Science Genius Rap Battles Finale

“I say science, you say genius” chant 200 students at inaugural rap battle in Calgary.

You’ve probably never heard lyrics about the endocrine system but at the first annual Calgary Science Genius Rap Battles students did just that – and more – in a high energy smash up of hip hop and science.

Eight performances by students grades 6 through 12 hit the stage in front of an audience of 200 people and expert judges.

Grade 7 student Russ Pearson from the Edge school claimed the top prize in the Top Performance category for his rap about the solar system.

The Yeung Thugs, a grade six class from Sir Wilfrid Laurier, took the Most Creative Lyrics prize for their song about aerodynamics.

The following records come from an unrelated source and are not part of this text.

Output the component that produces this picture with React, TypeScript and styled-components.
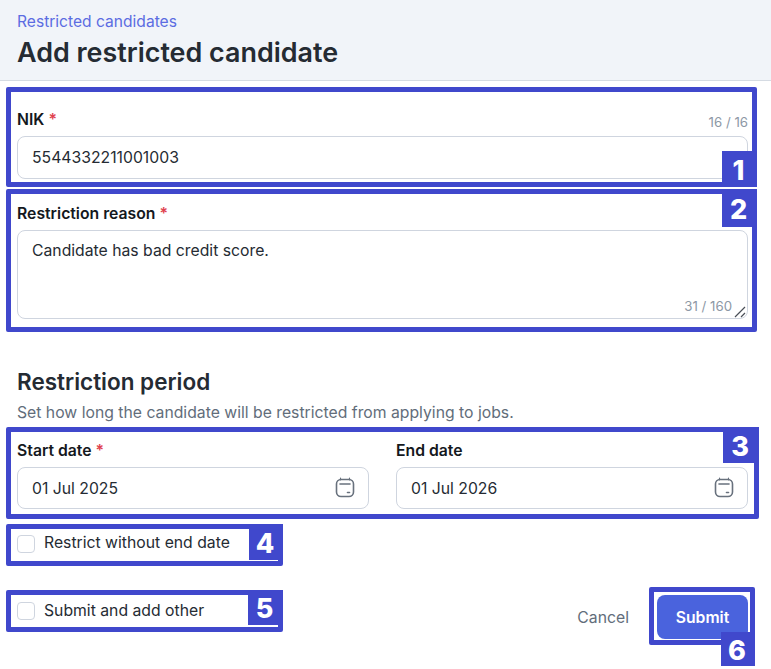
import React from "react";
import styled, { createGlobalStyle } from "styled-components";

const GlobalStyle = createGlobalStyle`
  * {
    box-sizing: border-box;
  }
  html, body {
    margin: 0;
    padding: 0;
    background: #fff;
    font-family: Inter, "Liberation Sans", sans-serif;
  }
`;

const Page = styled.div`
  position: relative;
  width: 771px;
  height: 669px;
  overflow: hidden;
  color: #252b33;
`;

const Header = styled.header`
  height: 81px;
  padding: 13px 17px 0;
  background: #f1f4f9;
  border-bottom: 1px solid #d5dbe3;
`;

const Breadcrumb = styled.a`
  display: block;
  font-size: 15.6px;
  line-height: 18px;
  color: #5c6ce2;
`;

const Title = styled.h1`
  margin: 5px 0 0;
  font-size: 26.9px;
  line-height: 32px;
  font-weight: 600;
  color: #252b33;
`;

const Form = styled.form`
  display: flex;
  flex-direction: column;
  padding: 29px 23px 0 17px;
`;

const Field = styled.div<{ $gap?: number }>`
  position: relative;
  display: flex;
  flex-direction: column;
  flex: 1;
  margin-bottom: ${(p) => p.$gap ?? 0}px;
`;

const LabelRow = styled.div<{ $height: number }>`
  display: flex;
  justify-content: space-between;
  height: ${(p) => p.$height}px;
`;

const Label = styled.label`
  font-size: 15.75px;
  line-height: 20px;
  font-weight: 600;
  color: #14181d;
`;

const Required = styled.span`
  margin-left: 4px;
  color: #e0424f;
`;

const Counter = styled.span`
  margin-top: 2px;
  font-size: 13.25px;
  line-height: 20px;
  color: #8d98a5;
`;

const TextInput = styled.input<{ $height: number }>`
  width: 100%;
  height: ${(p) => p.$height}px;
  padding: 0 14px;
  border: 1px solid #cfd5df;
  border-radius: 8px;
  background: #fff;
  font: 400 15.75px Inter, "Liberation Sans", sans-serif;
  color: #252b33;
  outline: none;
`;

const TextArea = styled.textarea`
  display: block;
  width: 100%;
  height: 89px;
  padding: 10px 14px;
  border: 1px solid #cfd5df;
  border-radius: 8px;
  background: #fff;
  font: 400 15.75px/20px Inter, "Liberation Sans", sans-serif;
  color: #252b33;
  outline: none;
  resize: none;
`;

const AreaWrap = styled.div`
  position: relative;
  height: 89px;
`;

const AreaCounter = styled.span`
  position: absolute;
  right: 16px;
  bottom: 3px;
  font-size: 13.25px;
  line-height: 20px;
  color: #8d98a5;
`;

const ResizeGrip = styled.svg`
  position: absolute;
  right: 2px;
  bottom: 1px;
  width: 12px;
  height: 12px;
`;

const SectionTitle = styled.h2`
  margin: 49px 0 0;
  font-size: 22.5px;
  line-height: 28px;
  font-weight: 600;
  color: #252b33;
`;

const SectionText = styled.p`
  margin: 7px 0 18px;
  font-size: 15.75px;
  line-height: 20px;
  color: #626d7a;
`;

const DateRow = styled.div`
  display: flex;
  gap: 27px;
`;

const DateBox = styled.div`
  position: relative;
`;

const DateIcon = styled.svg`
  position: absolute;
  top: 10px;
  right: 14px;
  width: 20px;
  height: 21px;
`;

const CheckRow = styled.label<{ $lift?: number }>`
  display: flex;
  align-items: center;
  gap: 9px;
  font-size: 15.75px;
  line-height: 18px;
  color: #252b33;
  margin-bottom: ${(p) => p.$lift ?? 0}px;
`;

const CheckText = styled.span<{ $rise?: number }>`
  margin-top: ${(p) => -(p.$rise ?? 0)}px;
`;

const Box = styled.span`
  width: 18px;
  height: 18px;
  border: 1px solid #cfd5df;
  border-radius: 4px;
  background: #fff;
`;

const TopCheck = styled.div`
  margin-top: 26px;
`;

const Footer = styled.div`
  display: flex;
  align-items: center;
  justify-content: space-between;
  margin-top: 42px;
`;

const Actions = styled.div`
  display: flex;
  align-items: center;
  gap: 28px;
`;

const CancelButton = styled.button`
  padding: 0;
  border: 0;
  background: none;
  font: 400 15.75px Inter, "Liberation Sans", sans-serif;
  color: #626d7a;
`;

const SubmitButton = styled.button`
  width: 91px;
  height: 44px;
  border: 0;
  border-radius: 8px;
  background: #4a63dd;
  font: 600 15.75px Inter, "Liberation Sans", sans-serif;
  color: #fff;
`;

const Callout = styled.div<{ $x: number; $y: number; $w: number; $h: number }>`
  position: absolute;
  left: ${(p) => p.$x}px;
  top: ${(p) => p.$y}px;
  width: ${(p) => p.$w}px;
  height: ${(p) => p.$h}px;
  border: 5px solid #4048cc;
  border-radius: 2px;
  pointer-events: none;
`;

const Badge = styled.div<{ $x: number; $y: number; $w: number; $h: number }>`
  position: absolute;
  left: ${(p) => p.$x}px;
  top: ${(p) => p.$y}px;
  width: ${(p) => p.$w}px;
  height: ${(p) => p.$h}px;
  padding: 2px 2px 0 0;
  display: flex;
  align-items: center;
  justify-content: center;
  background: #4048cc;
  font: 800 27px Inter, "Liberation Sans", sans-serif;
  color: #fff;
`;

const callouts = [
  { n: 1, x: 6, y: 87, w: 751, h: 100, bx: 722, by: 151, bw: 35, bh: 36 },
  { n: 2, x: 6, y: 189, w: 751, h: 143, bx: 722, by: 189, bw: 35, bh: 38 },
  { n: 3, x: 6, y: 427, w: 753, h: 92, bx: 723, by: 427, bw: 36, bh: 36 },
  { n: 4, x: 6, y: 524, w: 277, h: 42, bx: 249, by: 524, bw: 34, bh: 36 },
  { n: 5, x: 6, y: 590, w: 277, h: 42, bx: 248, by: 590, bw: 35, bh: 35 },
  { n: 6, x: 649, y: 587, w: 106, h: 58, bx: 721, by: 632, bw: 34, bh: 34 },
];

const CalendarGlyph = () => (
  <DateIcon viewBox="0 0 20 21" fill="none" stroke="#68717d" strokeWidth="1.6" strokeLinecap="round">
    <rect x="1.5" y="2.5" width="17" height="17" rx="4.5" />
    <path d="M5 7h10" />
    <path d="M5.5 1.2v1.6M14.5 1.2v1.6" strokeWidth="1.2" />
    <path d="M12.5 15.5h2" />
  </DateIcon>
);

function App() {
  return (
    <Page>
      <GlobalStyle />
      <Header>
        <Breadcrumb>Restricted candidates</Breadcrumb>
        <Title>Add restricted candidate</Title>
      </Header>
      <Form>
        <Field $gap={25}>
          <LabelRow $height={26}>
            <Label>
              NIK<Required>*</Required>
            </Label>
            <Counter>16 / 16</Counter>
          </LabelRow>
          <TextInput $height={43} defaultValue="5544332211001003" />
        </Field>
        <Field>
          <LabelRow $height={26}>
            <Label>
              Restriction reason<Required>*</Required>
            </Label>
          </LabelRow>
          <AreaWrap>
            <TextArea defaultValue="Candidate has bad credit score." />
            <AreaCounter>31 / 160</AreaCounter>
            <ResizeGrip viewBox="0 0 12 12" fill="none" stroke="#4a4f57" strokeWidth="1.2">
              <path d="M1 11 11 1M7 11l4-4" />
            </ResizeGrip>
          </AreaWrap>
        </Field>
        <SectionTitle>Restriction period</SectionTitle>
        <SectionText>Set how long the candidate will be restricted from applying to jobs.</SectionText>
        <DateRow>
          <Field>
            <LabelRow $height={26}>
              <Label>
                Start date<Required>*</Required>
              </Label>
            </LabelRow>
            <DateBox>
              <TextInput $height={42} defaultValue="01 Jul 2025" />
              <CalendarGlyph />
            </DateBox>
          </Field>
          <Field>
            <LabelRow $height={26}>
              <Label>End date</Label>
            </LabelRow>
            <DateBox>
              <TextInput $height={42} defaultValue="01 Jul 2026" />
              <CalendarGlyph />
            </DateBox>
          </Field>
        </DateRow>
        <TopCheck>
          <CheckRow>
            <Box />
            <CheckText $rise={2}>Restrict without end date</CheckText>
          </CheckRow>
        </TopCheck>
        <Footer>
          <CheckRow $lift={12}>
            <Box />
            <CheckText>Submit and add other</CheckText>
          </CheckRow>
          <Actions>
            <CancelButton type="button">Cancel</CancelButton>
            <SubmitButton type="button">Submit</SubmitButton>
          </Actions>
        </Footer>
      </Form>
      {callouts.map((c) => (
        <React.Fragment key={c.n}>
          <Callout $x={c.x} $y={c.y} $w={c.w} $h={c.h} />
          <Badge $x={c.bx} $y={c.by} $w={c.bw} $h={c.bh}>
            {c.n}
          </Badge>
        </React.Fragment>
      ))}
    </Page>
  );
}

export default App;
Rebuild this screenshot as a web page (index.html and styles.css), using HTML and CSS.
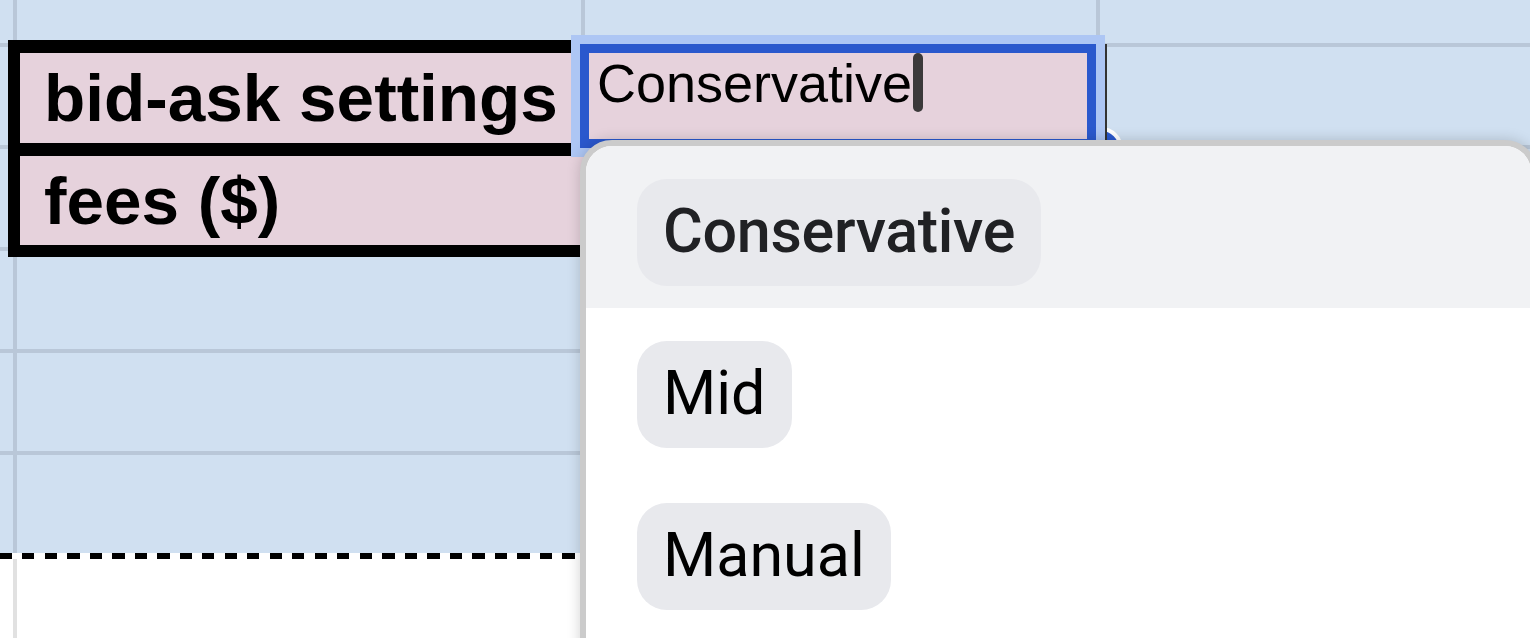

Grade 11 student Diana Kagan from Robert Thirsk School perfected the mixture of science and hip hop, and was awarded Top Science Content for wowing the audience with a piece about hormones.

May 18th's contest was the culmination of weeks of practice with hip hop ambassadors visiting four Calgary area schools during their science classes over the past months. Dozens of students from Grades 6 to 12 performed their own raps onstage in front of celebrity judges and a packed house of students and the public at the National Music Centre.

Judges included local hip hop artist Sinzere, Dragon Fli Empire’s Tarik Robinson, and Kym Butler, Artist Program Lead at Studio Bell, along with Claudia Bustos from Beakerhead, who holds a BSc in neuroscience.

Science Genius was born in New York City by Professor Dr. Christopher Emdin. The big idea: bringing science to meet students on their cultural turf. The approach to science is meant to empower students who might otherwise risk becoming disengaged with school.

In this first year, teachers remarked that participating students had higher than average class attendance when the Science Genius program was active.

Science Genius Rap Battles in Calgary is a partnership between Beakerhead, the National Music Centre and GlobalFest, and supported by NSERC. The program plans to grow to involve more schools and students next year.